* **Source material**:
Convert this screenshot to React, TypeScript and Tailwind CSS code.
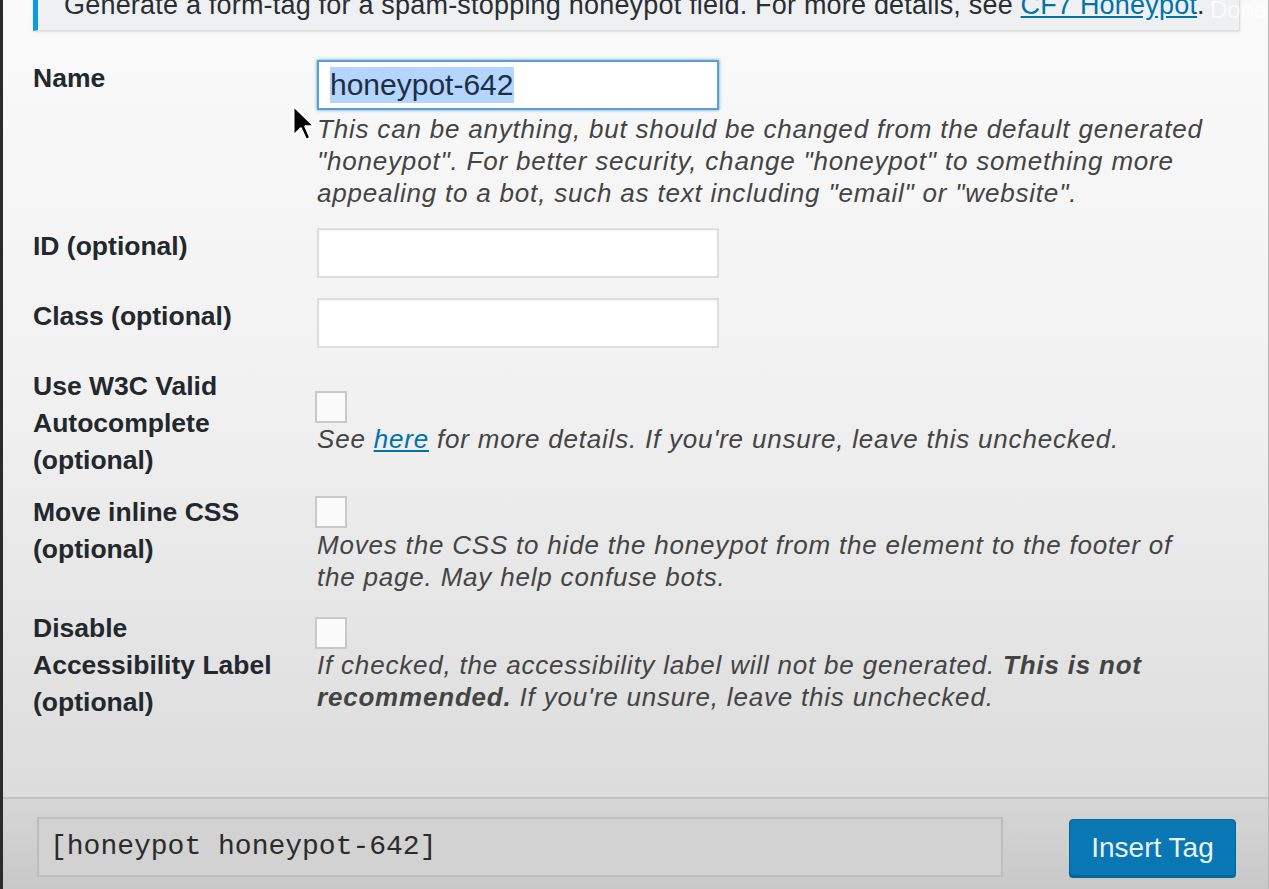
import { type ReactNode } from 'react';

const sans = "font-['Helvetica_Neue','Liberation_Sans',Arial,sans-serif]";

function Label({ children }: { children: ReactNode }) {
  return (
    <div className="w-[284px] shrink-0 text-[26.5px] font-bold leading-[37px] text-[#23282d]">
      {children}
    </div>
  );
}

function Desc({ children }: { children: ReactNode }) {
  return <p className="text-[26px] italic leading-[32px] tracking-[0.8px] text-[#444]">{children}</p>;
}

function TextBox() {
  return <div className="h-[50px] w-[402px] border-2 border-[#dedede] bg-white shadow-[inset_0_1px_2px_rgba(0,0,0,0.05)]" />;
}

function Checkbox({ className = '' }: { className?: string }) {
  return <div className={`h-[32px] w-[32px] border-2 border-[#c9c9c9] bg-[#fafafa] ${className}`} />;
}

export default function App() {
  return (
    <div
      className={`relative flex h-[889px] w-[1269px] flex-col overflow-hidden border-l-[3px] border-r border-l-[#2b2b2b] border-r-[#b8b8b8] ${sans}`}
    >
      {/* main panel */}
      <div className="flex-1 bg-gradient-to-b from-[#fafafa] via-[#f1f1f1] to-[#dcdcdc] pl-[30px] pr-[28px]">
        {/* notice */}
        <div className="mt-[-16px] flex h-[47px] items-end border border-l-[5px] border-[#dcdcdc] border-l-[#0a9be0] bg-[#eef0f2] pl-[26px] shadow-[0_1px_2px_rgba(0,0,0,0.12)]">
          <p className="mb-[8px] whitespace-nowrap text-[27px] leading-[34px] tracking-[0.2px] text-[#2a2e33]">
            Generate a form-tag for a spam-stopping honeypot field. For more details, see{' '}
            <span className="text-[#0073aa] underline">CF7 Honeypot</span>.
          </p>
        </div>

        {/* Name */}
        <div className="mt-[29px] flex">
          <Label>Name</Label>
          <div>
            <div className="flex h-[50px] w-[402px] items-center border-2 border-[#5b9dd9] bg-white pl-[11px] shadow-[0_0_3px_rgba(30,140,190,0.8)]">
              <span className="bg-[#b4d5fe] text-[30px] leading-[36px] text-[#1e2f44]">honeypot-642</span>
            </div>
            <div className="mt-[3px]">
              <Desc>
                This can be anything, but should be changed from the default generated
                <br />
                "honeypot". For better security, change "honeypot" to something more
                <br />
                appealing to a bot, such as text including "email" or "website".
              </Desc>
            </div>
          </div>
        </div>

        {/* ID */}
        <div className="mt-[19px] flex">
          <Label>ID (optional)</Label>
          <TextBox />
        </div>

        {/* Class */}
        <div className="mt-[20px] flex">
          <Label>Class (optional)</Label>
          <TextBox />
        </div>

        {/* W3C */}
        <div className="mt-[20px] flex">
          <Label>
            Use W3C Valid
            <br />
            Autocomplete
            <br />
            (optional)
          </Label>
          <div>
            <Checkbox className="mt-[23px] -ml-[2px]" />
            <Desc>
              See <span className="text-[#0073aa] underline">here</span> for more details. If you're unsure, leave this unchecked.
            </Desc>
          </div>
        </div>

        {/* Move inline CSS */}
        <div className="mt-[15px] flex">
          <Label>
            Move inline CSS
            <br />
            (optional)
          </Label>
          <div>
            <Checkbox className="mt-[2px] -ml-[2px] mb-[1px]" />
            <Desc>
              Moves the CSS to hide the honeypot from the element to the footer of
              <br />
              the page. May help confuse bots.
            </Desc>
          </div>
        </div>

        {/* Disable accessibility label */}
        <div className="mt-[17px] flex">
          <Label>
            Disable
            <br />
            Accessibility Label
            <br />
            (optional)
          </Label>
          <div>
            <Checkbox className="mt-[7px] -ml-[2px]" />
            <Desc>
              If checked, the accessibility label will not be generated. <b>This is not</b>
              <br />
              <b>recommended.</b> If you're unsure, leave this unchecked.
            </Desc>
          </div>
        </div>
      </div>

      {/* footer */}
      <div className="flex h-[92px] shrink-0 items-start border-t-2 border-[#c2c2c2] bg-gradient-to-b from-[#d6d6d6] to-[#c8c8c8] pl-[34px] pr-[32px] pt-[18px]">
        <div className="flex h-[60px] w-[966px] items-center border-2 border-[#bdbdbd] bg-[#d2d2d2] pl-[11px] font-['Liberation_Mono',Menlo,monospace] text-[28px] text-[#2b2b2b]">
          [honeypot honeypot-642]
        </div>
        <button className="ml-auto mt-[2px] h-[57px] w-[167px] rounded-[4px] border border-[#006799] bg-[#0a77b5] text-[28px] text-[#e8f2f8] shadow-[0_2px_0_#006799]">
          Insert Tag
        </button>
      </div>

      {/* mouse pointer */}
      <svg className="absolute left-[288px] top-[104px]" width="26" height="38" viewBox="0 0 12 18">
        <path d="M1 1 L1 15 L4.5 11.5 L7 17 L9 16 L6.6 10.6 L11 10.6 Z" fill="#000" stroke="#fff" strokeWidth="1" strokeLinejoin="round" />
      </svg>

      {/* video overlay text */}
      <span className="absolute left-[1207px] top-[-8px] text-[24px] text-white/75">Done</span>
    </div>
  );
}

* **To do**: Take the listing above and restate it word for word, without its pictures.

* **Output**:
Convert this screenshot to React, TypeScript and Tailwind CSS code.
import { type ReactNode } from 'react';

const sans = "font-['Helvetica_Neue','Liberation_Sans',Arial,sans-serif]";

function Label({ children }: { children: ReactNode }) {
  return (
    <div className="w-[284px] shrink-0 text-[26.5px] font-bold leading-[37px] text-[#23282d]">
      {children}
    </div>
  );
}

function Desc({ children }: { children: ReactNode }) {
  return <p className="text-[26px] italic leading-[32px] tracking-[0.8px] text-[#444]">{children}</p>;
}

function TextBox() {
  return <div className="h-[50px] w-[402px] border-2 border-[#dedede] bg-white shadow-[inset_0_1px_2px_rgba(0,0,0,0.05)]" />;
}

function Checkbox({ className = '' }: { className?: string }) {
  return <div className={`h-[32px] w-[32px] border-2 border-[#c9c9c9] bg-[#fafafa] ${className}`} />;
}

export default function App() {
  return (
    <div
      className={`relative flex h-[889px] w-[1269px] flex-col overflow-hidden border-l-[3px] border-r border-l-[#2b2b2b] border-r-[#b8b8b8] ${sans}`}
    >
      {/* main panel */}
      <div className="flex-1 bg-gradient-to-b from-[#fafafa] via-[#f1f1f1] to-[#dcdcdc] pl-[30px] pr-[28px]">
        {/* notice */}
        <div className="mt-[-16px] flex h-[47px] items-end border border-l-[5px] border-[#dcdcdc] border-l-[#0a9be0] bg-[#eef0f2] pl-[26px] shadow-[0_1px_2px_rgba(0,0,0,0.12)]">
          <p className="mb-[8px] whitespace-nowrap text-[27px] leading-[34px] tracking-[0.2px] text-[#2a2e33]">
            Generate a form-tag for a spam-stopping honeypot field. For more details, see{' '}
            <span className="text-[#0073aa] underline">CF7 Honeypot</span>.
          </p>
        </div>

        {/* Name */}
        <div className="mt-[29px] flex">
          <Label>Name</Label>
          <div>
            <div className="flex h-[50px] w-[402px] items-center border-2 border-[#5b9dd9] bg-white pl-[11px] shadow-[0_0_3px_rgba(30,140,190,0.8)]">
              <span className="bg-[#b4d5fe] text-[30px] leading-[36px] text-[#1e2f44]">honeypot-642</span>
            </div>
            <div className="mt-[3px]">
              <Desc>
                This can be anything, but should be changed from the default generated
                <br />
                "honeypot". For better security, change "honeypot" to something more
                <br />
                appealing to a bot, such as text including "email" or "website".
              </Desc>
            </div>
          </div>
        </div>

        {/* ID */}
        <div className="mt-[19px] flex">
          <Label>ID (optional)</Label>
          <TextBox />
        </div>

        {/* Class */}
        <div className="mt-[20px] flex">
          <Label>Class (optional)</Label>
          <TextBox />
        </div>

        {/* W3C */}
        <div className="mt-[20px] flex">
          <Label>
            Use W3C Valid
            <br />
            Autocomplete
            <br />
            (optional)
          </Label>
          <div>
            <Checkbox className="mt-[23px] -ml-[2px]" />
            <Desc>
              See <span className="text-[#0073aa] underline">here</span> for more details. If you're unsure, leave this unchecked.
            </Desc>
          </div>
        </div>

        {/* Move inline CSS */}
        <div className="mt-[15px] flex">
          <Label>
            Move inline CSS
            <br />
            (optional)
          </Label>
          <div>
            <Checkbox className="mt-[2px] -ml-[2px] mb-[1px]" />
            <Desc>
              Moves the CSS to hide the honeypot from the element to the footer of
              <br />
              the page. May help confuse bots.
            </Desc>
          </div>
        </div>

        {/* Disable accessibility label */}
        <div className="mt-[17px] flex">
          <Label>
            Disable
            <br />
            Accessibility Label
            <br />
            (optional)
          </Label>
          <div>
            <Checkbox className="mt-[7px] -ml-[2px]" />
            <Desc>
              If checked, the accessibility label will not be generated. <b>This is not</b>
              <br />
              <b>recommended.</b> If you're unsure, leave this unchecked.
            </Desc>
          </div>
        </div>
      </div>

      {/* footer */}
      <div className="flex h-[92px] shrink-0 items-start border-t-2 border-[#c2c2c2] bg-gradient-to-b from-[#d6d6d6] to-[#c8c8c8] pl-[34px] pr-[32px] pt-[18px]">
        <div className="flex h-[60px] w-[966px] items-center border-2 border-[#bdbdbd] bg-[#d2d2d2] pl-[11px] font-['Liberation_Mono',Menlo,monospace] text-[28px] text-[#2b2b2b]">
          [honeypot honeypot-642]
        </div>
        <button className="ml-auto mt-[2px] h-[57px] w-[167px] rounded-[4px] border border-[#006799] bg-[#0a77b5] text-[28px] text-[#e8f2f8] shadow-[0_2px_0_#006799]">
          Insert Tag
        </button>
      </div>

      {/* mouse pointer */}
      <svg className="absolute left-[288px] top-[104px]" width="26" height="38" viewBox="0 0 12 18">
        <path d="M1 1 L1 15 L4.5 11.5 L7 17 L9 16 L6.6 10.6 L11 10.6 Z" fill="#000" stroke="#fff" strokeWidth="1" strokeLinejoin="round" />
      </svg>

      {/* video overlay text */}
      <span className="absolute left-[1207px] top-[-8px] text-[24px] text-white/75">Done</span>
    </div>
  );
}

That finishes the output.